Records with interface code
** Start **
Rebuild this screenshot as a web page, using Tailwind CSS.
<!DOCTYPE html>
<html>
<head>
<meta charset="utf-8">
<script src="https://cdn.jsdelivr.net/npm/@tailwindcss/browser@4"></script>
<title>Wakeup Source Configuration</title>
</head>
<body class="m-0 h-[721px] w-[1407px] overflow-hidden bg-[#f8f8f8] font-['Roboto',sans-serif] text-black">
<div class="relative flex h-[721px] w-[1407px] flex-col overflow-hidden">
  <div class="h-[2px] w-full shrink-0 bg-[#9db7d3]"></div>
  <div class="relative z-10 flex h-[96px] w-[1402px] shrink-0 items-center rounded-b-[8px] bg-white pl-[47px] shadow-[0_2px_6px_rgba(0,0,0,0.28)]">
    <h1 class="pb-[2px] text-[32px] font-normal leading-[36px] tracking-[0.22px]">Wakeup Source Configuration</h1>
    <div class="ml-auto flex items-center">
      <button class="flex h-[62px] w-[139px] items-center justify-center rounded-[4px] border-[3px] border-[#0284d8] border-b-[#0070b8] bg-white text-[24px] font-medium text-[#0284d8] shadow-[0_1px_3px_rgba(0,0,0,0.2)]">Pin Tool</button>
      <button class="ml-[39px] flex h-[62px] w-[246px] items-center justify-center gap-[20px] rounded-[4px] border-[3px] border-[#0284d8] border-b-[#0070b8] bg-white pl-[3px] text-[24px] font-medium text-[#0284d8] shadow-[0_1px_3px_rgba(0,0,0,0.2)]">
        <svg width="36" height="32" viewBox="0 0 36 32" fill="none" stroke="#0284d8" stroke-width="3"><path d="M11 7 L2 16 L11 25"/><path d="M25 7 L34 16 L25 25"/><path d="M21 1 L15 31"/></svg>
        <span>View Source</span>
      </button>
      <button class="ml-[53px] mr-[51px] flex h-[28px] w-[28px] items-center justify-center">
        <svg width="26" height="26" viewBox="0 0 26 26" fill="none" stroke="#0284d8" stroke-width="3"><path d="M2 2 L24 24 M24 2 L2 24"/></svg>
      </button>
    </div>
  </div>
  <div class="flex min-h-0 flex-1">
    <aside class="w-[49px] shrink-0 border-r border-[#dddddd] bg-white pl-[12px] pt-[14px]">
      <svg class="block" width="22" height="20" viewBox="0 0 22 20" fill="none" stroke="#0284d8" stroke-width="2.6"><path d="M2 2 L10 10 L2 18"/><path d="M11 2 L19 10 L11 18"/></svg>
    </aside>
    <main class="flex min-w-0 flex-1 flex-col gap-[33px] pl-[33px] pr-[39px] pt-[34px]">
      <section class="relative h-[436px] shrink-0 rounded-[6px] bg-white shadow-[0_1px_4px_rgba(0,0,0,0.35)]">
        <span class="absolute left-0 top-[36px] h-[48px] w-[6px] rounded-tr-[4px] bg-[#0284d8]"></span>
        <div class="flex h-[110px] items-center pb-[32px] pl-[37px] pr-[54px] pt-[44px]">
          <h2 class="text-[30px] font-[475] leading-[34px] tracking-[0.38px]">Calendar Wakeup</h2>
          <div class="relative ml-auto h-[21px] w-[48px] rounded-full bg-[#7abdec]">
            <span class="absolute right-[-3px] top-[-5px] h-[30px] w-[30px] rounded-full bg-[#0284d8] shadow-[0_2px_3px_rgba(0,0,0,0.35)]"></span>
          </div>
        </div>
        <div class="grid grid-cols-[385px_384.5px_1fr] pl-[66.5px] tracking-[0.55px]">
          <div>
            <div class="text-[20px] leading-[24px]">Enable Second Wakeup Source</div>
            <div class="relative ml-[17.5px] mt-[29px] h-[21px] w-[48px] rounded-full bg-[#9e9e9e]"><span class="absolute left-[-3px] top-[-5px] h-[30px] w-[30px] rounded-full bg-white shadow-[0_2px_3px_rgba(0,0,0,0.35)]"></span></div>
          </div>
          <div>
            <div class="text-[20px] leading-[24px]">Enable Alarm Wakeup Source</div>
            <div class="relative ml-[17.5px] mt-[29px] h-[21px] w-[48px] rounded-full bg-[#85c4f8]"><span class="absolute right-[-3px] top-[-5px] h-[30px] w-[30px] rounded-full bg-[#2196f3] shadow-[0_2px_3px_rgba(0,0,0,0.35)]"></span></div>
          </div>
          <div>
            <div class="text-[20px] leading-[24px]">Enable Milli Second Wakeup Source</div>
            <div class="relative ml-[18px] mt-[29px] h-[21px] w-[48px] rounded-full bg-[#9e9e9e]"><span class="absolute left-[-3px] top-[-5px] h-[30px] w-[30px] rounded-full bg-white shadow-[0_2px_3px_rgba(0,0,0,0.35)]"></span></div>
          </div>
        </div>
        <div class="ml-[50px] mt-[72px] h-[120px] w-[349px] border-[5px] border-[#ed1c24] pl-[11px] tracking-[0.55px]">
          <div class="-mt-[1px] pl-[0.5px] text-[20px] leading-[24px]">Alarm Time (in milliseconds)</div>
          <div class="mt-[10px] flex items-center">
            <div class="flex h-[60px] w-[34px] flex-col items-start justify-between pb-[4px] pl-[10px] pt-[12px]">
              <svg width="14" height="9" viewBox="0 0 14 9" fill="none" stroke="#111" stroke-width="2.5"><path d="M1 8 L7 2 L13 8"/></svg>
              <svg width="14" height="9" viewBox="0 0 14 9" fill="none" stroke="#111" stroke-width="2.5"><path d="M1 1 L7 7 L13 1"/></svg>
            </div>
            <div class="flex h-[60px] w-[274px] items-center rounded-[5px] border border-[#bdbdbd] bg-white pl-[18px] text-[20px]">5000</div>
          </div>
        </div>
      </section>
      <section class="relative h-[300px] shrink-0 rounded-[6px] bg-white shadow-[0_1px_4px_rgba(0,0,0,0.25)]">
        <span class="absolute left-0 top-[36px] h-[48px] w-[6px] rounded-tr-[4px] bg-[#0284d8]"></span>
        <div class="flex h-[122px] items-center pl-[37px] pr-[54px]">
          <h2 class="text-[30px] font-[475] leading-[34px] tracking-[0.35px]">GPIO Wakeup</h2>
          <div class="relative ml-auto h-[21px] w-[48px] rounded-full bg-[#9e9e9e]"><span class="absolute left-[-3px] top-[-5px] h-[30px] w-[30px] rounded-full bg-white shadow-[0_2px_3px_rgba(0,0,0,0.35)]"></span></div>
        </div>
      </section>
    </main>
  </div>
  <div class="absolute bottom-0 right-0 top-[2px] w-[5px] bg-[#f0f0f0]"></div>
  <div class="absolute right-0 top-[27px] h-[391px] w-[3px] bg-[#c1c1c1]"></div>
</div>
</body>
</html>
** End **
** Start **
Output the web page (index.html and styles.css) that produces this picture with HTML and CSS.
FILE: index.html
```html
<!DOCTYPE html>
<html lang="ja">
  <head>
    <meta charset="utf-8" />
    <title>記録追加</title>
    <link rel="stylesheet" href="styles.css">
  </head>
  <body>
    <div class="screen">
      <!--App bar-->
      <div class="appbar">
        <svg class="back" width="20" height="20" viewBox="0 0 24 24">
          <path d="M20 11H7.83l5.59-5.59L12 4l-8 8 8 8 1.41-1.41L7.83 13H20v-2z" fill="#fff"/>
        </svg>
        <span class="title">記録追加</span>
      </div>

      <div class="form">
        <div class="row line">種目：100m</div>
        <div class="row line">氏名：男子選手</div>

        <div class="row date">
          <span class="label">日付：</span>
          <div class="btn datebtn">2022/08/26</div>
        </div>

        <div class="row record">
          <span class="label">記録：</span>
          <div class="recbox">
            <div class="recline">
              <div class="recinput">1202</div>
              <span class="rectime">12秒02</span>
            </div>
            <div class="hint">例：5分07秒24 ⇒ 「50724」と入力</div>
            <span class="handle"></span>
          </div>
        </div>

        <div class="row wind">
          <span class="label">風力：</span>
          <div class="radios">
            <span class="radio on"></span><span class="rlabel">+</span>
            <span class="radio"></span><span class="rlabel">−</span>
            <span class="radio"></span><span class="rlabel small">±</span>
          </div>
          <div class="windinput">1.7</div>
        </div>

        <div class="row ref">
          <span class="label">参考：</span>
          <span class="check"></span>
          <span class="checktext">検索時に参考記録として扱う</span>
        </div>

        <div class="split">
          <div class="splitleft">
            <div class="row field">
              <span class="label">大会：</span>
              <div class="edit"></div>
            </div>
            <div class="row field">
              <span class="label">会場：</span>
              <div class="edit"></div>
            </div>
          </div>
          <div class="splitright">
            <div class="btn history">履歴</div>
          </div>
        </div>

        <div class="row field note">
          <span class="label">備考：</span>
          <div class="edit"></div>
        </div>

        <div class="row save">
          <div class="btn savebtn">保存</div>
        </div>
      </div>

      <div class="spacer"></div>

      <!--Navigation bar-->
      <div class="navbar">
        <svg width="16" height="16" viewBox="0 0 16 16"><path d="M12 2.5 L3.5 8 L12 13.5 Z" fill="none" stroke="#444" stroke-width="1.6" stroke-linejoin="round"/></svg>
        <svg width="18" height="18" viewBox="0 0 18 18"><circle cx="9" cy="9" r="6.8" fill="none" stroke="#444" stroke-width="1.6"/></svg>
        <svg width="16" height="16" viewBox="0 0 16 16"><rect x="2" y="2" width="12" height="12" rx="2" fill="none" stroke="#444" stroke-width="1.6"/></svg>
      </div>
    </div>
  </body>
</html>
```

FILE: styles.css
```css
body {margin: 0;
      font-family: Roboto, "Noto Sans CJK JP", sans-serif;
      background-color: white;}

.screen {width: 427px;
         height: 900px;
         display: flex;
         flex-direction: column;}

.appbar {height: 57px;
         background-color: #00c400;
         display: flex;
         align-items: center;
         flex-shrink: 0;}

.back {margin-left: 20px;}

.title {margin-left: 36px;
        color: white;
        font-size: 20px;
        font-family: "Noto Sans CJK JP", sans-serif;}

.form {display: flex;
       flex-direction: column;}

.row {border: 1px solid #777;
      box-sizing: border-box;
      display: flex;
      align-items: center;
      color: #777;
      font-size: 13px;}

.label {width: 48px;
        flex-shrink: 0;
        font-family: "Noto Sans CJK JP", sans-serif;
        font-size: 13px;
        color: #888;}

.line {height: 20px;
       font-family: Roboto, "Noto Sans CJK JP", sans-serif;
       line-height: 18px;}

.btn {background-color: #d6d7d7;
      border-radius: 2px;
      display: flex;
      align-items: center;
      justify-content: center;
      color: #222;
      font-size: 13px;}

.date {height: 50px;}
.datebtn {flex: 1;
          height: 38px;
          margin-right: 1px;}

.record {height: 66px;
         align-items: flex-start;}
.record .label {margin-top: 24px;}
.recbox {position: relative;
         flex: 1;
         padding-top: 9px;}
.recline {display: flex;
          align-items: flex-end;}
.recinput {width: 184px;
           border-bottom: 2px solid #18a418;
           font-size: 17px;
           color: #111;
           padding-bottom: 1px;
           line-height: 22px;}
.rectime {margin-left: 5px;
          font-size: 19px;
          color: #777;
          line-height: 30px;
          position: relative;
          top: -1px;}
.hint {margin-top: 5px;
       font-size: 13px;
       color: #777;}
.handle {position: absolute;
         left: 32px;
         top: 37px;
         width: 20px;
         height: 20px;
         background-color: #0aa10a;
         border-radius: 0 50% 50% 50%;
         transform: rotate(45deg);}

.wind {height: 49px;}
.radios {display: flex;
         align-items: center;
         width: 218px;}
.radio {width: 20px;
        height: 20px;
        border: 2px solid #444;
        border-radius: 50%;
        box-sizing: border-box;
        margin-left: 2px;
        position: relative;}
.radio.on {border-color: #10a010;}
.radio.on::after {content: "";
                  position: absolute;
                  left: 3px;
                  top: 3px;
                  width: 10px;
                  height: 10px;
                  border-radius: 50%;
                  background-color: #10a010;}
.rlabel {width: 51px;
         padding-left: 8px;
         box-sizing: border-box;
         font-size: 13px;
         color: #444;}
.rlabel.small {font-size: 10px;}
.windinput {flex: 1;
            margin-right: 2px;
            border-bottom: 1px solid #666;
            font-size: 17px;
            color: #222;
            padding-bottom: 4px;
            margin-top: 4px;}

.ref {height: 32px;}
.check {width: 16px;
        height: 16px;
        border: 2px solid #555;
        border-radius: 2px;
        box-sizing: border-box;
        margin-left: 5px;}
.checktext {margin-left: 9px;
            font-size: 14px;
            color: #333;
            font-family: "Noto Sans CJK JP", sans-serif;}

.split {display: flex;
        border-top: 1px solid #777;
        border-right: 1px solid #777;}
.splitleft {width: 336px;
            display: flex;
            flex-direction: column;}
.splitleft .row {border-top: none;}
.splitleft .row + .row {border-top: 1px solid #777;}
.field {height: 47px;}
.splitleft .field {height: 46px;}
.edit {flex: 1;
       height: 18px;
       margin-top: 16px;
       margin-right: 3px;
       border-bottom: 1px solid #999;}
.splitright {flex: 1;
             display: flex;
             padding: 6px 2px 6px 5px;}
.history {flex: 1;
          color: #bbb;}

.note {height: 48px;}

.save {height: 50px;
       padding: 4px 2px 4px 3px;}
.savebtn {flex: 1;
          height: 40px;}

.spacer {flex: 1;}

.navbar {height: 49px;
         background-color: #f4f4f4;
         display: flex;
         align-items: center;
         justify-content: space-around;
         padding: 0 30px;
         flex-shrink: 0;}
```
** End **
- [Given request] Copy out every line where the word "page" occurs.

- [Task answer]
Rebuild this screenshot as a web page, using Tailwind CSS.
Output the web page (index.html and styles.css) that produces this picture with HTML and CSS.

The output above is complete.